Like the Ancient Greek myths, Aboriginal Dreamtime stories can be told orally. The Dreamtime stories are often about creation and why things are the way they are. They even teach lessons about how various animals act, customs, geography and the skills needed for hunting. Importantly, they also teach moral lessons about what is right and wrong.
Passing stories orally from person to person can lead to many different versions of the same story. This is due to the different ways in which people have remembered and retold it. In this way, oral storytelling can be a bit unreliable as you never know how the story will turn out!

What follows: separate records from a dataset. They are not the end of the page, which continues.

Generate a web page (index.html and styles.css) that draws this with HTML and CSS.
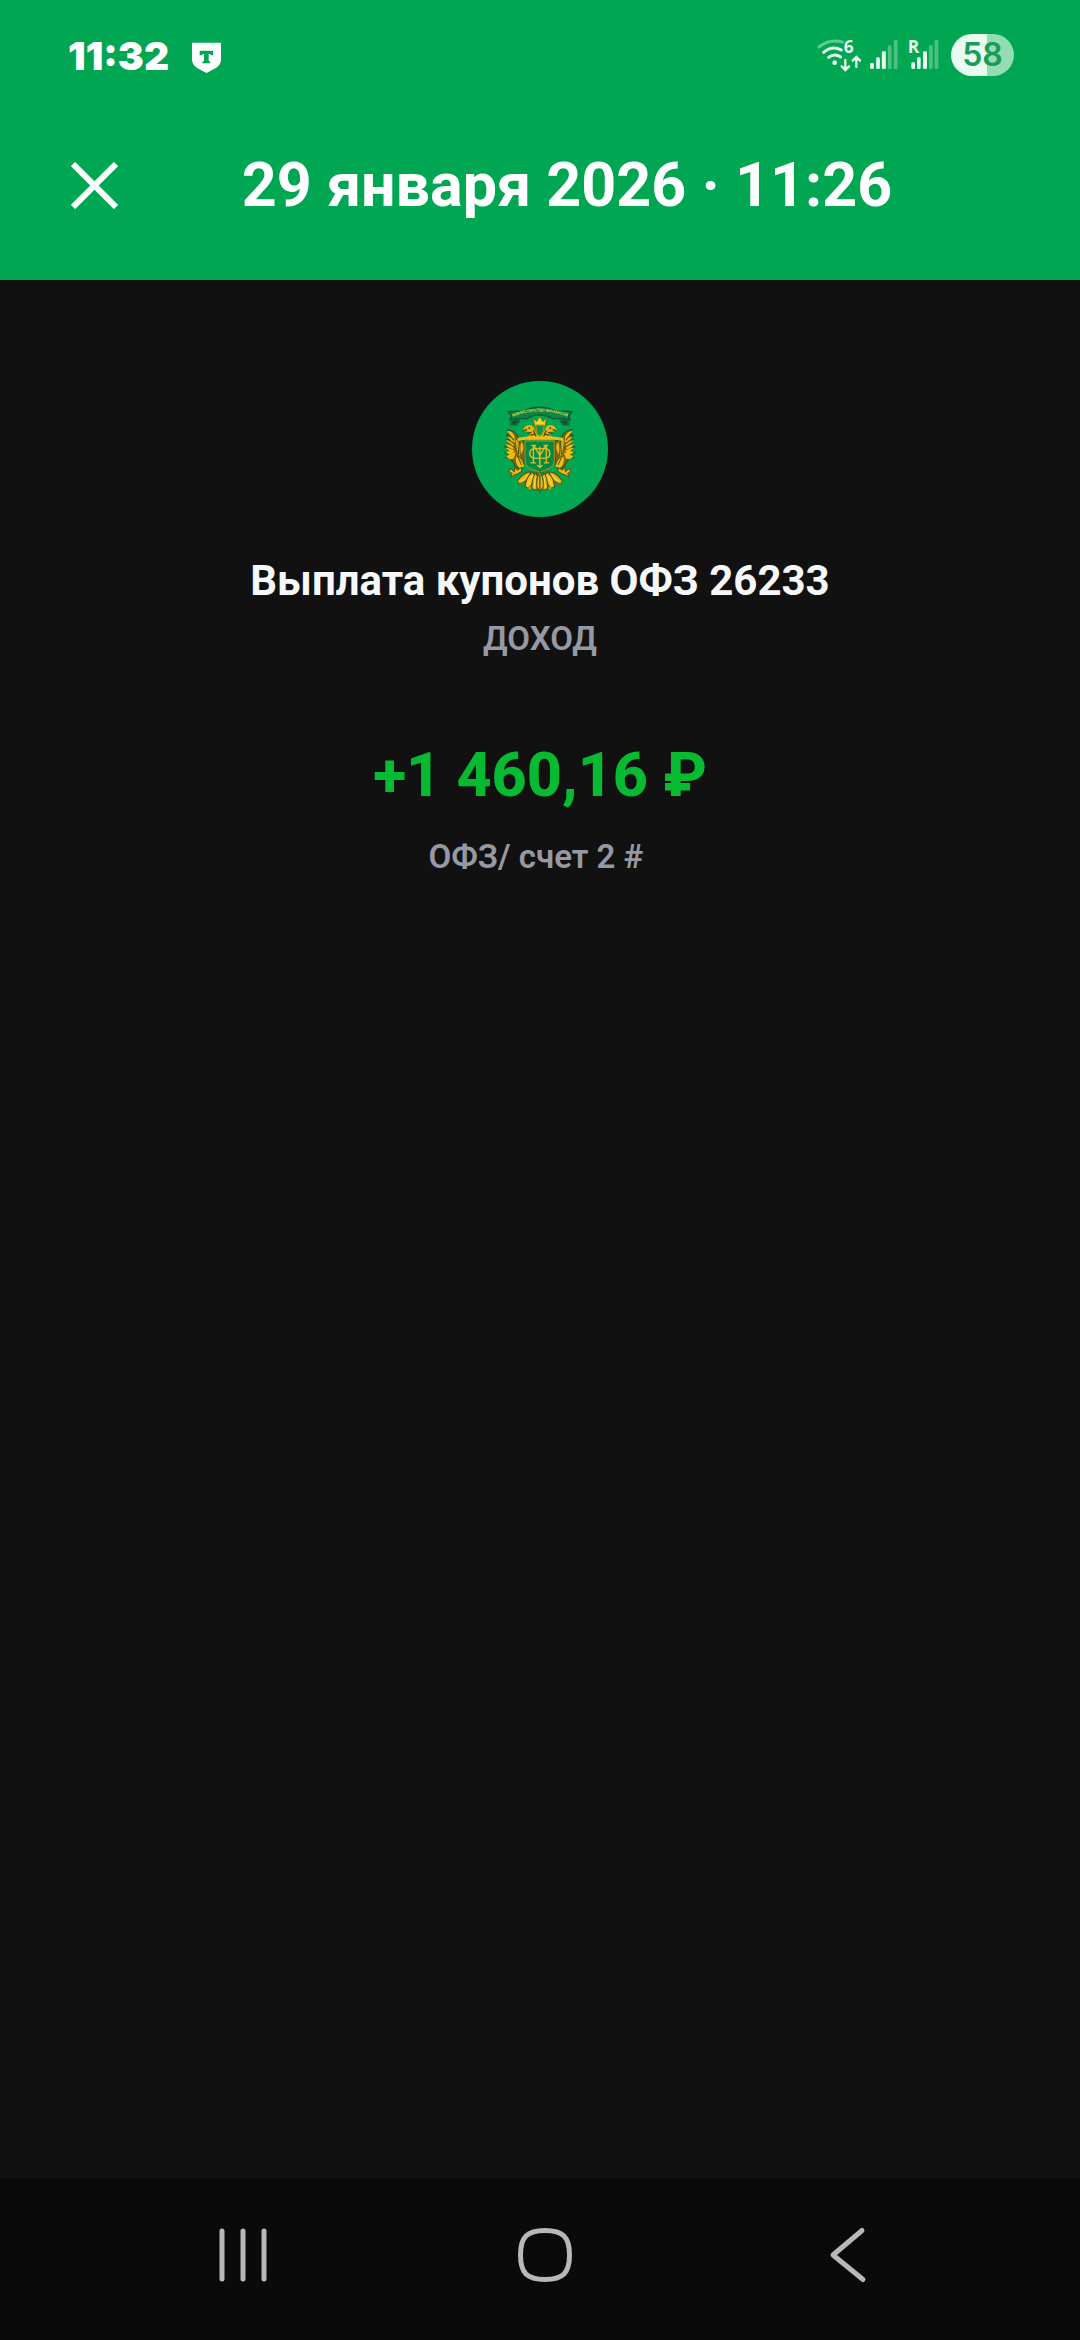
FILE: index.html
```html
<!DOCTYPE html>
<html lang="ru">
	<head>
		<meta charset="utf-8" />
		<meta name="viewport" content="width=device-width, initial-scale=1" />
		<title>Выплата купонов ОФЗ 26233</title>
		<link rel="stylesheet" href="styles.css">
	</head>
	<body>
		<header class="header">
			<div class="status">
				<span class="time">11:32</span>
				<svg class="shield" viewBox="450 45 93 120" aria-hidden="true">
					<path fill="#fff" d="M453 68H540V118Q540 134 526 143L496.500 159L467 143Q453 134 453 118Z"/>
					<path fill="#00a651" d="M476 92H516V106H509V102H503V123L508 125V130H484V125L489 123V102H484V106H476Z"/>
				</svg>
				<div class="signals">
					<svg class="wifi" viewBox="51 45 135 120" aria-hidden="true">
						<g fill="none" stroke="#e6fbee" stroke-width="9" stroke-linecap="round">
							<path stroke="#5fcb92" d="M57 81Q88 55 127 66"/>
							<path d="M71 97Q95 75 124 90"/>
							<path d="M86 112Q104 99 122 111"/>
							<path stroke-width="7" d="M136 120V149M125 139L136 150L147 139M169 141V112M158 122L169 111L180 122"/>
						</g>
						<circle cx="104" cy="128" r="7" fill="#e6fbee"/>
						<text x="131" y="99" fill="#e6fbee">6</text>
					</svg>
					<svg class="bars" viewBox="210 45 83 120" aria-hidden="true">
						<g fill="#e6fbee">
							<rect x="210" y="129" width="11" height="18" rx="4"/>
							<rect x="228" y="112" width="11" height="35" rx="4"/>
							<rect x="245" y="94" width="12" height="53" rx="4"/>
						</g>
						<g fill="#4dc184">
							<rect x="263" y="76" width="11" height="71" rx="4"/>
							<rect x="281" y="60" width="11" height="87" rx="4"/>
						</g>
					</svg>
					<svg class="bars-r" viewBox="324 45 93 120" aria-hidden="true">
						<g fill="#e6fbee">
							<rect x="334" y="127" width="11" height="20" rx="4"/>
							<rect x="351" y="112" width="11" height="35" rx="4"/>
							<rect x="369" y="94" width="12" height="53" rx="4"/>
						</g>
						<g fill="#4dc184">
							<rect x="387" y="76" width="11" height="71" rx="4"/>
							<rect x="404" y="60" width="11" height="87" rx="4"/>
						</g>
						<text x="323" y="99" fill="#e6fbee">R</text>
					</svg>
					<span class="battery">58</span>
				</div>
			</div>
			<div class="titlebar">
				<button class="close" type="button" aria-label="Закрыть">
					<svg viewBox="0 0 47 47"><path d="M2 2L45 45M45 2L2 45" stroke="#fff" stroke-width="6"/></svg>
				</button>
				<h1 class="title">29 января 2026 · 11:26</h1>
			</div>
		</header>

		<main class="content">
			<svg class="logo" viewBox="39 32 405 405" aria-hidden="true">
				<defs>
					<path id="ribbon" d="M164 137Q240 109 320 137"/>
					<!-- left half of the eagle, mirrored for the right one -->
					<g id="half">
						<path d="M152 167C153 159 149 150 157 145Q171 145 184 148L176 163Z" fill="#087a45"/>
						<path d="M158 154Q172 146 180 153Q170 153 168 163Q160 165 158 154Z" fill="#20482c"/>
						<path d="M201 199C214 194 216 188 207 183L190 181Q195 162 211 163Q222 164 226 177Q231 190 239 194V207H202Z" fill="#e8b516"/>
						<path d="M191 181L203 176M207 171L212 174M203 188L217 185M213 194L225 190M222 179L230 199" stroke="#514612" stroke-width="4"/>
						<path d="M145 177L161 181L172 191L178 207L197 211V252L193 283L187 294L168 288L162 273L152 263L140 260L150 250L137 246L150 235L136 228L151 222L140 207L153 207L141 192L155 193Z" fill="#7c6510" stroke="#25602d" stroke-width="4"/>
						<path d="M144 180Q158 181 165 195L167 215Q152 211 144 197L156 202ZM139 208Q152 210 164 221L162 235Q146 231 139 221L151 222ZM139 231Q153 231 166 240L158 252Q143 250 139 242L151 241ZM141 256Q155 248 170 244L163 263Q148 269 141 256Z" fill="#efba13"/>
						<path d="M169 206Q180 210 181 228V258Q171 245 169 206Z" fill="#d8a914"/>
						<path d="M186 213Q193 221 192 232L186 251Q180 234 186 213Z" fill="#e9b51b"/>
						<path d="M170 257Q180 258 187 269L195 286L182 292Q166 281 170 257Z" fill="#f2bd13"/>
						<path d="M153 292L165 302L166 289L174 297L186 290L187 301L177 307L165 312L155 319L158 307L149 301Z" fill="#efb813" stroke="#66551a" stroke-width="3"/>
						<path d="M174 255L187 282M147 188L164 209M144 215L169 232M180 211L177 250" stroke="#40551e" stroke-width="3"/>
						<path d="M214 302Q193 304 178 325Q172 329 177 335Q185 343 194 333Q210 323 214 302Z" fill="#e9b415" stroke="#51501a" stroke-width="3"/>
						<path d="M222 302Q207 311 201 328L197 345Q204 356 214 345L224 323Z" fill="#f2be17" stroke="#51501a" stroke-width="3"/>
						<path d="M231 303Q220 314 219 335Q214 354 224 356Q237 359 233 337Z" fill="#e6b116" stroke="#51501a" stroke-width="3"/>
						<path d="M183 330Q197 325 205 311M205 342Q210 324 222 312M225 350Q225 327 231 315" stroke="#fbdc3d" stroke-width="3"/>
						<circle cx="188" cy="337" r="4" fill="#8b6c10"/>
						<circle cx="211" cy="351" r="4" fill="#d7a514"/>
					</g>
				</defs>
				<circle cx="241.500" cy="234.500" r="202.500" fill="#00a651"/>
				<g fill="none" stroke-linejoin="round">
					<use href="#half"/>
					<use href="#half" transform="translate(482 0) scale(-1 1)"/>
					<path d="M147 123Q171 120 191 123Q216 110 241 110Q266 110 290 123Q312 120 337 123L327 136L332 148Q303 142 283 145Q262 134 241 133Q217 134 201 145Q178 142 152 148L157 136Z" fill="#08864a" stroke="#15532f" stroke-width="4"/>
					<path d="M221 143L231 153L241 138L250 153L260 143L257 166H226Z" fill="#f6d321" stroke="#785d0e" stroke-width="2"/>
					<path d="M229 163H254L249 190L241 196L232 190Z" fill="#099849" stroke="#bc9514" stroke-width="3"/>
					<path d="M175 206Q211 198 241 202Q271 198 311 206" stroke="#f0be19" stroke-width="9"/>
					<path d="M197 211H284V268Q284 287 265 294L241 303L216 294Q197 287 197 268Z" fill="#008a43" stroke="#b58c12" stroke-width="3"/>
					<g stroke="#e3bc21" stroke-width="4">
						<path d="M216 224H230M252 224H266M222 225V275M260 225V275M213 276H229M253 276H269"/>
						<path d="M224 226L241 254L258 226M241 228V289M233 282L241 290L249 282"/>
						<path d="M241 234C222 230 211 236 211 248S222 265 241 261C260 265 271 260 271 248S260 230 241 234"/>
					</g>
					<path d="M241 300Q229 325 232 348L241 362L251 348Q254 325 241 300Z" fill="#edb711" stroke="#5d511a" stroke-width="3"/>
					<path d="M241 309V365" stroke="#26752e" stroke-width="4"/>
				</g>
				<text class="ribbon-text"><textPath href="#ribbon" startOffset="50%">МИНИСТЕРСТВО ФИНАНСОВ</textPath></text>
			</svg>
			<h2 class="name">Выплата купонов ОФЗ 26233</h2>
			<p class="kind">ДОХОД</p>
			<p class="amount">+1 460,16 ₽</p>
			<p class="account">ОФЗ/ счет 2 #&nbsp;</p>
		</main>

		<nav class="navbar">
			<button type="button" aria-label="Недавние приложения">
				<svg viewBox="0 0 60 60"><path d="M9 6V54M30 6V54M51 6V54"/></svg>
			</button>
			<button type="button" aria-label="Главный экран">
				<svg viewBox="0 0 60 60"><path d="M30 5.500C48 5.500 54.500 12 54.500 30S48 54.500 30 54.500S5.500 48 5.500 30S12 5.500 30 5.500Z"/></svg>
			</button>
			<button type="button" aria-label="Назад">
				<svg viewBox="0 0 60 60"><path d="M44 5.500L15 30L45 54.500"/></svg>
			</button>
		</nav>
	</body>
</html>
```
FILE: styles.css
```css
*{
	margin:0;
	padding:0;
	box-sizing:border-box;
}
body{
	display:flex;
	flex-direction:column;
	min-height:100vh;
	background:#111;
	color:#f6f7f8;
	font-family:Roboto, "Noto Sans", sans-serif;
}
button{
	border:0;
	background:none;
	cursor:pointer;
}
svg{
	display:block;
}
.header{
	background:#00a651;
	color:#fff;
}
.status{
	display:flex;
	align-items:center;
	height:110px;
	padding:0 66px 0 68px;
	font-family:Inter, Roboto, sans-serif;
}
.time{
	font-size:39px;
	font-weight:900;
}
.shield{
	width:31px;
	height:40px;
	margin-left:22px;
}
.signals{
	display:flex;
	align-items:center;
	margin-left:auto;
}
.signals text{
	font-family:"Open Sans", sans-serif;
	font-size:52px;
	font-weight:700;
}
.wifi{
	width:45px;
	height:40px;
	margin-right:8px;
}
.bars{
	width:28px;
	height:40px;
	margin-right:10px;
}
.bars-r{
	width:31px;
	height:40px;
	margin-right:12px;
}
.battery{
	width:63px;
	height:42px;
	border-radius:21px;
	background:linear-gradient(90deg, #e8fbf0 57%, #93dcb4 57%);
	color:#1b9a58;
	font-size:32px;
	font-weight:600;
	line-height:42px;
	text-align:center;
}
.titlebar{
	display:flex;
	align-items:center;
	height:170px;
	padding:0 64px 20px 71px;
}
.close{
	width:47px;
	height:47px;
}
.title{
	flex:1;
	font-size:61px;
	font-weight:700;
	text-align:center;
}
.content{
	flex:1;
	display:flex;
	flex-direction:column;
	align-items:center;
	padding-top:101px;
	text-align:center;
}
.logo{
	width:136px;
	height:136px;
	margin-bottom:38px;
}
.ribbon-text{
	fill:#d6d84a;
	font-size:12px;
	font-weight:700;
	text-anchor:middle;
}
.name{
	margin-bottom:12px;
	font-size:42px;
	font-weight:700;
	line-height:52px;
}
.kind, .account{
	color:#9699a2;
	font-size:33px;
	font-weight:600;
	line-height:40px;
}
.amount{
	margin:80px 0 26px;
	color:#06bb31;
	font-size:61px;
	font-weight:800;
	line-height:72px;
}
.navbar{
	display:grid;
	grid-template-columns:repeat(3, 1fr);
	height:162px;
	padding:0 81px 8px 92px;
	background:#0a0a0a;
}
.navbar button{
	display:flex;
	align-items:center;
	justify-content:center;
}
.navbar svg{
	width:60px;
	height:60px;
	fill:none;
	stroke:#b8b8b8;
	stroke-width:5;
	stroke-linecap:round;
	stroke-linejoin:round;
}
```
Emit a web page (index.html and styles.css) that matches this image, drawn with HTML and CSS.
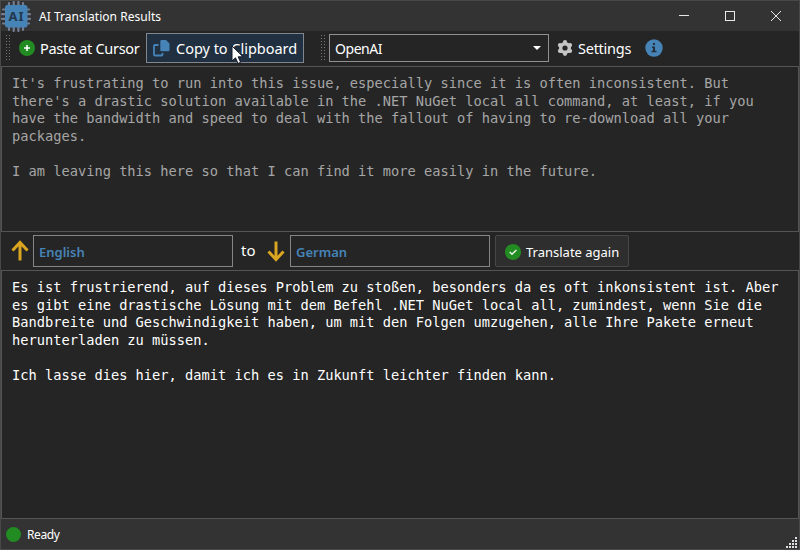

Can you imagine if we still did this today? Think of the last book you read, and imagine if the author had just told the story to someone, instead of writing it down. Do you think it would still be the same?
Humans have a long history of communication. However, some of the most popular modes of communication have only been developed in the last few decades.
The first text message, saying "Happy Christmas", was sent by Neil Papworth on 3 December 1992. Surprisingly, the popularity of text messaging was not instant. Three years later, in 1995, people were sending less than one message a month! How many text messages do you send or receive each month?
Today, text messages are one of the most popular forms of mobile communication. It is thought that around 15 million texts are sent per minute – wow! On top of that, in the Philippines "texters" send an average of 27 texts a day!
Apart from now being able to send picture messages, as well as words, in the United Kingdom you can contact the emergency services via text. In Australia, we can get emergency alerts sent straight to our mobile phones. These messages alert you to emergencies such as a fire, tsunami or flood. That's right, texts can now save lives!